By Bishop Peter J. Elliott, for New Liturgical Movement
I have become uneasy with the words “reform of the reform”. It is hard to find a better expression, “enrichment” perhaps. But now that the concept and project of the reform of the reform is under attack in NLM, let me speak frankly. Permit me to offer counsel to those who announce the total failure of the post-conciliar liturgical reform, claiming that a reform of it is impossible and insisting that the Extraordinary Form is the only answer.
Let us be realistic. If you want the Extraordinary Form to become the Ordinary Form, reflect on the millions of people who come to vernacular Masses in our parishes around the world, in many countries and cultures. Would they easily embrace a Latin Low Mass with a server answering? And let us not forget the priests. This is why some pastoral realism is required. But let me put out a challenge - a reform of the Extraordinary Form would first be required - and I note that this has been suggested in terms of the Vatican Council’s “full, active and conscious participation.”
We know would that reform would look like. We already have it at our fingertips. It would be a Latin dialogue Mass, said or sung ad orientem, with the readings in the vernacular. Then questions arise about some other changes set out in Sacrosanctum Concilium. In the context of the wider Church another issue inevitably emerges: could the Extraordinary Form be said or sung in the vernacular?
Several years ago I was surprised to hear this proposed during dialogue over lunch with Bishop Fellay and Australian priests of the Society of St Pius X. I then began to speculate about pastoral problems among their young people. Unlike our young people who discover the Extraordinary Form and are drawn to its sacred beauty in increasing numbers, the Pius X young people have grown up with it, and yet they are aware of the wider vernacular Church beyond their cocoon.
Some might argue that, in the Anglophone world, the Novus Ordo has been rescued by the better ICEL translations. Mass not only sounds different but the atmosphere in our churches has undergone subtle and positive changes. Of course I do not refer to parishes where the priest still babbles or barks, or to celebrants who play with the liturgy, a few even exhuming the 1998 ICEL texts.
What needs to be discerned is whether this re-sacralising trend will endure and develop, for it is a major achievement of the reform of the reform that can be traced back to Blessed John Paul II (the Vox Clara committee), then developed so well by Benedict XVI in his wider project. This is why I do not want to see the gains of the reform of the reform project, fragile as it often is, broken or derided by triumphalist rhetoric, or pushed aside by an impatience that dismisses the whole Paul VI reform as beyond salvation.

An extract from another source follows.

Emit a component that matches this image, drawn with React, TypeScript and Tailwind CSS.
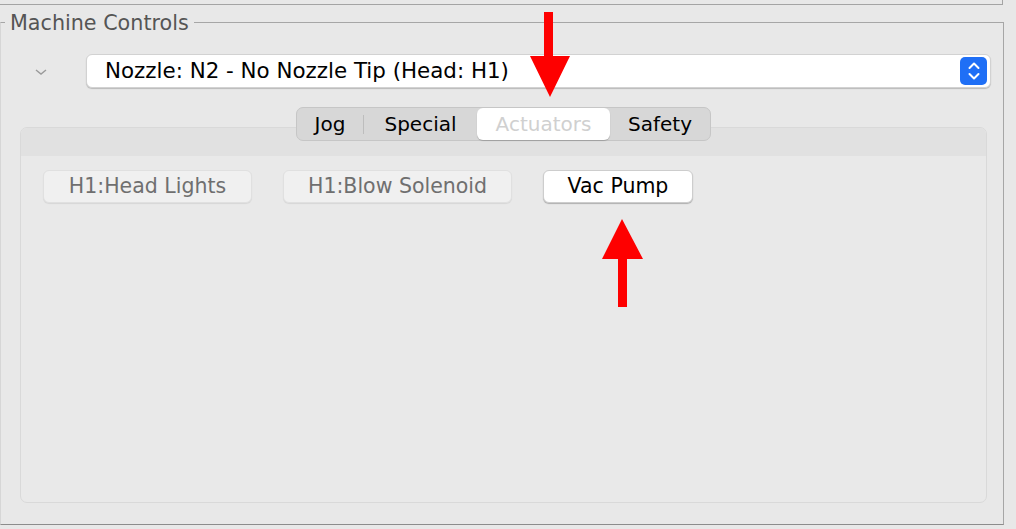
import React from "react";

const tabs = [
  { label: "Jog", w: "w-[66px]" },
  { label: "Special", w: "w-[113px]" },
  { label: "Actuators", w: "w-[133px]", active: true },
  { label: "Safety", w: "w-[100px]" },
];

function ActuatorButton({ label, enabled, w }: { label: string; enabled?: boolean; w: string }) {
  return (
    <button
      className={`${w} h-[33px] rounded-[6px] text-[20.5px] leading-none ${
        enabled
          ? "border border-[#cdcdcd] bg-white text-black shadow-[0_1px_1px_rgba(0,0,0,0.25)]"
          : "border border-[#e0e0e0] bg-[#f0f0f0] text-[#6f6f6f] shadow-[0_1px_1px_rgba(0,0,0,0.08)]"
      }`}
    >
      {label}
    </button>
  );
}

export default function App() {
  return (
    <div
      className="relative h-[529px] w-[1016px] overflow-hidden bg-[#e8e8e8] text-black"
      style={{ fontFamily: '"DejaVu Sans", "Liberation Sans", sans-serif' }}
    >
      {/* bottom edge of the panel above */}
      <div className="h-[5px] w-[1003px] border-b border-r border-[#a4a4a4]" />

      <fieldset className="mt-[5px] h-[515px] w-[1004px] border border-[#a6a6a6] border-b-[#8c8c8c] border-l-[#d6d6d6] p-0">
        <legend className="ml-[4px] px-[5px] pt-[2px] text-[20.7px] leading-[22px] text-[#555]">
          Machine Controls
        </legend>

        {/* nozzle selector */}
        <div className="flex items-center pl-[32px] pt-[20px]">
          <svg width="16" height="10" viewBox="0 0 16 10" className="mt-[2px]">
            <path d="M3 3l5 4 5-4" fill="none" stroke="#9a9a9a" strokeWidth="1.4" />
          </svg>
          <div className="ml-[37px] flex h-[34px] w-[905px] items-center rounded-[6px] border border-[#d2d2d2] bg-white pl-[18px] pr-[3px] shadow-[0_1px_1px_rgba(0,0,0,0.2)]">
            <span className="flex-1 text-[21.4px] leading-none">Nozzle: N2 - No Nozzle Tip (Head: H1)</span>
            <div className="flex h-[28px] w-[27px] items-center justify-center rounded-[5px] bg-[#1f6ff6]">
              <svg width="16" height="22" viewBox="0 0 16 22">
                <path d="M3.5 8l4.5-4.5 4.5 4.5M3.5 14l4.5 4.5 4.5-4.5" fill="none" stroke="#fff" strokeWidth="2" strokeLinecap="round" strokeLinejoin="round" />
              </svg>
            </div>
          </div>
        </div>

        {/* tabs */}
        <div className="mt-[19px] ml-[19px] w-[967px]">
          <div className="relative z-10 flex justify-center">
            <div className="flex h-[34px] items-center rounded-[7px] border border-[#c6c6c6] bg-[#d7d7d7] text-[20px] leading-none">
              {tabs.map((t, i) => (
                <div key={t.label} className="flex h-full items-center">
                  {i === 1 && <div className="h-[19px] w-px bg-[#bdbdbd]" />}
                  <div
                    className={`flex ${t.w} h-[32px] items-center justify-center ${
                      t.active
                        ? "rounded-[6px] bg-white text-[#d0d0d0] shadow-[0_1px_1px_rgba(0,0,0,0.2)]"
                        : ""
                    }`}
                  >
                    {t.label}
                  </div>
                </div>
              ))}
            </div>
          </div>

          <div className="-mt-[14px] h-[376px] overflow-hidden rounded-[7px] border border-[#d9d9d9] bg-[#e9e9e9]">
            <div className="h-[28px] bg-[#e1e1e1]" />
            <div className="flex gap-[31px] pl-[22px] pt-[14px]">
              <ActuatorButton label="H1:Head Lights" w="w-[209px]" />
              <ActuatorButton label="H1:Blow Solenoid" w="w-[229px]" />
              <ActuatorButton label="Vac Pump" w="w-[150px]" enabled />
            </div>
          </div>
        </div>
      </fieldset>

      {/* annotation arrows */}
      <svg className="pointer-events-none absolute left-0 top-0" width="1016" height="529">
        <path d="M544 12h9v44h17l-20 41-20-41h14z" fill="#fe0000" />
        <path d="M618 307v-48h-16l20-40 21 40h-16v48z" fill="#fe0000" />
      </svg>
    </div>
  );
}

Twenty years ago, while working in the Roman Curia, I began writing Ceremonies of the Modern Roman Rite. At a Una Voce meeting in Rome, I told the late Mme de Saventhem of my project to present Novus Ordo ceremonial precisely, interpreted according to the continuity with our tradition. With disarming charm the gracious lady exclaimed, “My dear Monsignor, that is an impossible task!”
Well, impossible or not, Ceremonies of the Modern Roman Rite appeared, and was immediately denounced or ignored by the US liturgical establishment. An angry priest from Eyrie PA even claimed it was out of print. However, gradually the book emerged from concealment in seminarians’ cupboards, and now it may be found on top of their desks, and it is even cited in class by their professors. So those of us who have already worked for elements in a practical reform of the reform can see some progress, slow but steady, and welcomed by the young.
However, the integrity of the two forms needs to be preserved and respected, even as the two are meant to influence each other in these times. My hypothesis about a reform of the Extraordinary Form would also be constrained by that current approach.
Please let us keep this important conversation realistic, patient and moderate. The gift of Summorum Pontificum and Pope Benedict’s vision should not be compromised by loudly proclaiming the total failure of the Paul VI post-conciliar reforms. Sweeping claims and an imprudent triumphalism do no credit to some advocates of the Extraordinary Form. Nor is the Ordinary Form respected or supported by those who grumble about the new ICEL translations and others who draw absurd conclusions from a simpler papal liturgical style.
Polemics also demean and discourage those of us who are still working to enrich the liturgy that is celebrated in most Roman Rite churches around the world. However, to maintain Pope Benedict’s Pax Liturgica, we all need much patience, and often that is hardest virtue on the Christian journey.